いろいろと原因から改善しようという意見もあろうが、私は端的に言って出口管理をすることが解決の一番有益で、かつ、実効のある方策だと考えている。

ここで言う出口管理というのは、例えば大学生の英語のレベルを上げるという目的を達成することを例にとって考えてみる。学生は、たいてい大学入学時点が最高であって、大学卒業時が最低であろう。これは、在学中に英語に関して、向上の意識的努力を怠っていることが原因である。このために、英語の授業時間を増やすとか、教材を分かりやすくするなど、という『原因撲滅型』の対策を考えることが多いが、私はこのような方策は効果が薄いと考えている。

そうすれば、どうすればよいか?これは簡単で、卒業時点の制約に公的な英語試験(例えば、TOEICやTOEFL)何点以上という制約をつければよい。実際、中国は20年前までは、アジアの中でも日本と並んで最低グループに属していたが、今は、実態はさておき、名目上は日本より遥かに高い。

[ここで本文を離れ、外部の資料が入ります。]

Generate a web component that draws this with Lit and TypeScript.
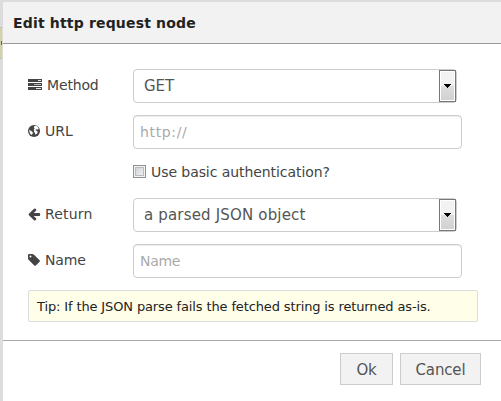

これは、国家の英語試験があって、大学卒業時に、何点以上とらないと、卒業証書がもらえないという。この制約があるため、各人は自己努力で英語を勉強するため、見る見るうちに英語能力が高くなった。これは国家戦略として是非日本も真似すべきである、と私は考える。



この出口管理を『文理の壁』打破の為に適用すれば、次のようになる。

【文科系】
現在の社会における科学技術の知識、それも根本的に理解することが重要であるにも拘らず、文系の人間にその知識が少ない。これは、高校で文系志望コースに割り振られた途端に理系の科目をまともに習わないからである。つまり、極言すれば、文系(とくに私立大学)の科学技術に関する知識は中卒程度でしかない。先ほどの英語の出口管理と同様、この対策としては、大学入試に理系とほぼ同じレベルの試験を課すのがよい。私立、公立を問わず、文系も試験科目が1科目~3科目ではなく、8~10科目に増やす。また国家公務員試験も今の法律重視ではなく、科学技術に関しての専門的な知識を論文の形で問う方式に変える必要がある。

【理科系】
昨年の仕分けで、槍玉に上がった、『世界一速いスーパーコンピュータ』の必要性の議論で、『世界の二番目ではいけないんですか?』という有名な問いかけがあった。このやり取りが象徴しているように、科学技術の開発の社会的意義や効用を科学者・技術者が明確に説明できないでいる。つまり、仲間内でしか分からない文章を書き慣れているために、一般人に説明できる論理展開が出来ない、文章が書けない、のである。現在のテレビ番組を見ると、難しい問題も非常に分かりやすく解説してくれている。科学者・技術者の全員にとは言わないが、少なくとも社会的に説明する役目を負っている人たち(官僚、政治家、地位の高い科学者・技術者)はこのような分かりやすい説明の仕方をテレビ番組の専門家から指導を受け、OKがでない限り公的な場面で説明させないようにする。

このようなカリキュラムで教育(再教育)された人間が増えれば『文理の壁』が今よりずっと低くなり、相互に見通しがよくなるのではないかと私は考える。